A causa di questa situazione il Patriarcato caldeo ha trasferito in Kurdistan il Babel College e il Seminario maggiore di San Pietro.
Nella provincia di Niniveh si teme che il prossimo bersaglio potrebbero essere proprio i villaggi cristiani della Piana, dove è del tutto assente la presenza ed il controllo delle forze statunitensi ed irachene.
Tra la crescente insicurezza e precarietà la decimata comunità cristiana continua a pregare per la pace, spesso in luoghi sotterranei e nascosti come i primi cristiani. Lo hanno fatto anche in occasione della Solennità dell’Assunta nella chiesa di Kirkuk gremita di fedeli caldei, dove l’arcivescovo mons. Louis Sako, ha celebrato la messa in occasione della festa, molto importante per la Chiesa caldea.
Seppure in dimensioni diverse, il dramma dei cristiani iracheni è lo stesso vissuto dai sunniti e dai curdi, come pure della maggioranza sciita. Le violenze settarie non cessano, come gli attentati alle moschee.

venerdì 20 febbraio 2009

Mar Musa

Paolo Dall’Oglio (Roma, 1954) da ragazzo era un militante di sinistra. Dopo aver lavorato in un cantiere di Fiumicino, scopre la solidarietà operaia. Dopo la laurea, comincia a maturare la sua vocazione e nel 1975 entra nella Compagnia di Gesù.
Nel 1982, da una vecchia guida turistica della Siria, viene a conoscenza dell’esistenza di Mar Musa, monastero abbandonato da molto tempo.
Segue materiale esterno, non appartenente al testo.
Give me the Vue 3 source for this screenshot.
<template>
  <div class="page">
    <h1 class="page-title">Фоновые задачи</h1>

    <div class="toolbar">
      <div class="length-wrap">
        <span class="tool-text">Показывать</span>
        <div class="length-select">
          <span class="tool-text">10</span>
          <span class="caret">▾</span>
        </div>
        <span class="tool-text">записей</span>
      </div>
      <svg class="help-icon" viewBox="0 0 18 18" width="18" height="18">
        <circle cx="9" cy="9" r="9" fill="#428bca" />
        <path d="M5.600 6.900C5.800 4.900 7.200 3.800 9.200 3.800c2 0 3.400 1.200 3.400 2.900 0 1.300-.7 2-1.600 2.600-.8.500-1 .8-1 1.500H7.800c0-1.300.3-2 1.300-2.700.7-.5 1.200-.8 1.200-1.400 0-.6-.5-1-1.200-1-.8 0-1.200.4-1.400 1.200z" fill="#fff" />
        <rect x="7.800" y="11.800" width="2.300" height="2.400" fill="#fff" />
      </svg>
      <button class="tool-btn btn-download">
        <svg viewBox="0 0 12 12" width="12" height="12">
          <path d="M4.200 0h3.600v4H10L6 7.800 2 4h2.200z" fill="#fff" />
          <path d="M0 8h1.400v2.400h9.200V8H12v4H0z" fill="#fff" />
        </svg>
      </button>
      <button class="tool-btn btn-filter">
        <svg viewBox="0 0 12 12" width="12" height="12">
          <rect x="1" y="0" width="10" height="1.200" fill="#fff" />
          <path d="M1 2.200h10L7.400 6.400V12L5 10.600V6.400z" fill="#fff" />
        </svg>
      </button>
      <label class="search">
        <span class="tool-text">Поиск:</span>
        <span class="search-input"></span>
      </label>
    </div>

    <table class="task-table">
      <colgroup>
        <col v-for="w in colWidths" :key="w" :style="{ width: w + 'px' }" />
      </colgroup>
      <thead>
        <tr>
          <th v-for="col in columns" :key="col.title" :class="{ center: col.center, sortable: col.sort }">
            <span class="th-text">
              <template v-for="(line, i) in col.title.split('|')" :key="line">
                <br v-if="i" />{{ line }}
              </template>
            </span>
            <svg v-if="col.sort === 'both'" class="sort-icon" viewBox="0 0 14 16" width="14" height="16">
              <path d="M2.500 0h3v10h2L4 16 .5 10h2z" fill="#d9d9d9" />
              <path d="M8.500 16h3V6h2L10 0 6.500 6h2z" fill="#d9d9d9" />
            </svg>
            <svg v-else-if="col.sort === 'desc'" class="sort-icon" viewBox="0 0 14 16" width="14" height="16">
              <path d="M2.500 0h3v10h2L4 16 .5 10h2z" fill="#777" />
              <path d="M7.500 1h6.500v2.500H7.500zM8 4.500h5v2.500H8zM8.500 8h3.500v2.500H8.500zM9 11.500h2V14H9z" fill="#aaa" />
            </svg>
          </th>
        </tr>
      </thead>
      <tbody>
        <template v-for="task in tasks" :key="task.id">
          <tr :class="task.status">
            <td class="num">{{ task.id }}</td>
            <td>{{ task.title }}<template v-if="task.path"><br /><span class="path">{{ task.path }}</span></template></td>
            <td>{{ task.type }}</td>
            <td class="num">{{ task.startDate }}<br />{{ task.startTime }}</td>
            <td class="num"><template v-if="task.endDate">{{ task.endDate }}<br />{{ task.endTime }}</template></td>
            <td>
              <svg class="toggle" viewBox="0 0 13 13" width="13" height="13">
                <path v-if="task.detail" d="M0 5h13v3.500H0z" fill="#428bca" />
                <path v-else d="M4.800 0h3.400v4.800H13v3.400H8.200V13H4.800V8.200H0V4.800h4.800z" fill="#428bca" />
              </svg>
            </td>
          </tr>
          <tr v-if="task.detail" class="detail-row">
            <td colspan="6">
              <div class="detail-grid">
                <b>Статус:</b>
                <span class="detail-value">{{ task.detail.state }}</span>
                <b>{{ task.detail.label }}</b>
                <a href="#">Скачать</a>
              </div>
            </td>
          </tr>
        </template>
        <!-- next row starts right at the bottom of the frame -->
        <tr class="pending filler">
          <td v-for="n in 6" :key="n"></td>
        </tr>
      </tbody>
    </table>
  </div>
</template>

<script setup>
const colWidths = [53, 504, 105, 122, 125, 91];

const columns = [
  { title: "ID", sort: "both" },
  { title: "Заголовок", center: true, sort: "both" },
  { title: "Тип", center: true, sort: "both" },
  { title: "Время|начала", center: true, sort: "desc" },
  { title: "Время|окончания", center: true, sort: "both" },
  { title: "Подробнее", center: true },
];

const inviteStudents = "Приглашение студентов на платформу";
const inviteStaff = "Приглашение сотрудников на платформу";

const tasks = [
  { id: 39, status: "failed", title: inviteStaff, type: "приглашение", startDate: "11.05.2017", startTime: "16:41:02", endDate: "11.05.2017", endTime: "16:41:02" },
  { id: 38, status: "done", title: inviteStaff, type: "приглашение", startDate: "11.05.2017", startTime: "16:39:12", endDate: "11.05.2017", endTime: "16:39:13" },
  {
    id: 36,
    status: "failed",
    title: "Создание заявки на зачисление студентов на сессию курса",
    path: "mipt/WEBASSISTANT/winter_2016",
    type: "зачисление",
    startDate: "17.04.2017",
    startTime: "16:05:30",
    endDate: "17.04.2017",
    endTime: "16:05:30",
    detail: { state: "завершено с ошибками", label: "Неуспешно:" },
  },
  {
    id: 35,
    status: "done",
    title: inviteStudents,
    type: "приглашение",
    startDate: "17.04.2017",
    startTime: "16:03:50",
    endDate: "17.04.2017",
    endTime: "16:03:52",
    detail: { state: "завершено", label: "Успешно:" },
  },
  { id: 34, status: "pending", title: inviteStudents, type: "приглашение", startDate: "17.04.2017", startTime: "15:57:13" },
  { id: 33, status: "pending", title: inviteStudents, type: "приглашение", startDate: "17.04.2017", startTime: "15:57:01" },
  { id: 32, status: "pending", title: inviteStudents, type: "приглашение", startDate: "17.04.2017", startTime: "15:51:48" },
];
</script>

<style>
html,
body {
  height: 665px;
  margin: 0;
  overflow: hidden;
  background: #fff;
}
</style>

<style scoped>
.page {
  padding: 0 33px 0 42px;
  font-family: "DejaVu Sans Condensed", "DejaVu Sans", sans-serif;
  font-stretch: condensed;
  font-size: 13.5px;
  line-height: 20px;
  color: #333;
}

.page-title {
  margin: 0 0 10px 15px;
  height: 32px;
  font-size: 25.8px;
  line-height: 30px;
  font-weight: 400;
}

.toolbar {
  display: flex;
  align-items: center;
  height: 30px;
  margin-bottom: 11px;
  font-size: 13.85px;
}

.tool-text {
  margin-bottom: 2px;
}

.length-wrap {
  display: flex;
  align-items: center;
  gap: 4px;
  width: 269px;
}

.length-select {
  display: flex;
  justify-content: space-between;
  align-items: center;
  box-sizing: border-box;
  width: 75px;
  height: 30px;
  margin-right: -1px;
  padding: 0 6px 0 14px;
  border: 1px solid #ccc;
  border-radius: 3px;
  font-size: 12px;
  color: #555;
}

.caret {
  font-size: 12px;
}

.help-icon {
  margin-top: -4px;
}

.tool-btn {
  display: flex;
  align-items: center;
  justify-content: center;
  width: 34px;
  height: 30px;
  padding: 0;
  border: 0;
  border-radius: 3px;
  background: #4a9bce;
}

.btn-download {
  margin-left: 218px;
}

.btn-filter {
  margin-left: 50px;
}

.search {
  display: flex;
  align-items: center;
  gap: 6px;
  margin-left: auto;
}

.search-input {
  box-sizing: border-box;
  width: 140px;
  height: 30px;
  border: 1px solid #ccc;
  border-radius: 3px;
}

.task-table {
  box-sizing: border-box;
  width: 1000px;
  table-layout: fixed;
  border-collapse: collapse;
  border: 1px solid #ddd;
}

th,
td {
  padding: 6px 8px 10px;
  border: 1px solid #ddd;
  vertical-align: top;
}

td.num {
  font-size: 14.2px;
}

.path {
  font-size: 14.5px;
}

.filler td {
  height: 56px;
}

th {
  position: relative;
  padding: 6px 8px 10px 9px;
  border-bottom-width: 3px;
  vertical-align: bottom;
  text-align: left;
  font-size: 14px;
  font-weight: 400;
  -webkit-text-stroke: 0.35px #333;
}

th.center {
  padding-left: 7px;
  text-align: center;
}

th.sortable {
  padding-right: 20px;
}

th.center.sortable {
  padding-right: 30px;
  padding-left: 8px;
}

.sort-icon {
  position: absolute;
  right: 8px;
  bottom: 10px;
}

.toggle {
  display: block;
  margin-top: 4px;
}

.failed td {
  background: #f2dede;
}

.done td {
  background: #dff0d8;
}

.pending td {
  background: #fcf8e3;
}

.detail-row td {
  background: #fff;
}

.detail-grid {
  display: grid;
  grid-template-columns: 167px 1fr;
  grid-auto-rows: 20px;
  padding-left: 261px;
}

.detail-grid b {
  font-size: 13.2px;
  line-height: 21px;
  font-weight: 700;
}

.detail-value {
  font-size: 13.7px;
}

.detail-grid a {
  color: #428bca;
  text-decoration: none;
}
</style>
Comprende che lì è diretta la sua missione e decide di far risorgere il monastero fondandovi una comunità dove il dialogo tra cristiani e musulmani è quotidianamente e concretamente vissuto.
Mar Musa, monastero dedicato a san Mosè l’Abissino, sorge in mezzo al deserto, in cima a una montagna scoscesa, nei pressi della cittadina di Nebek, in Siria. Abbandonato da due secoli, è stato restaurato grazie alla tenacia di padre Paolo, che vi ha fondato una comunità monastica di rito siriaco.
La sua vicenda, raccolta dalla giornalista francese Guyonne de Montjou, è raccontata nel libro "Mar Musa. Un monastero, un uomo, un deserto".
In monastero accoglie chiunque lo desideri (max 60 posti).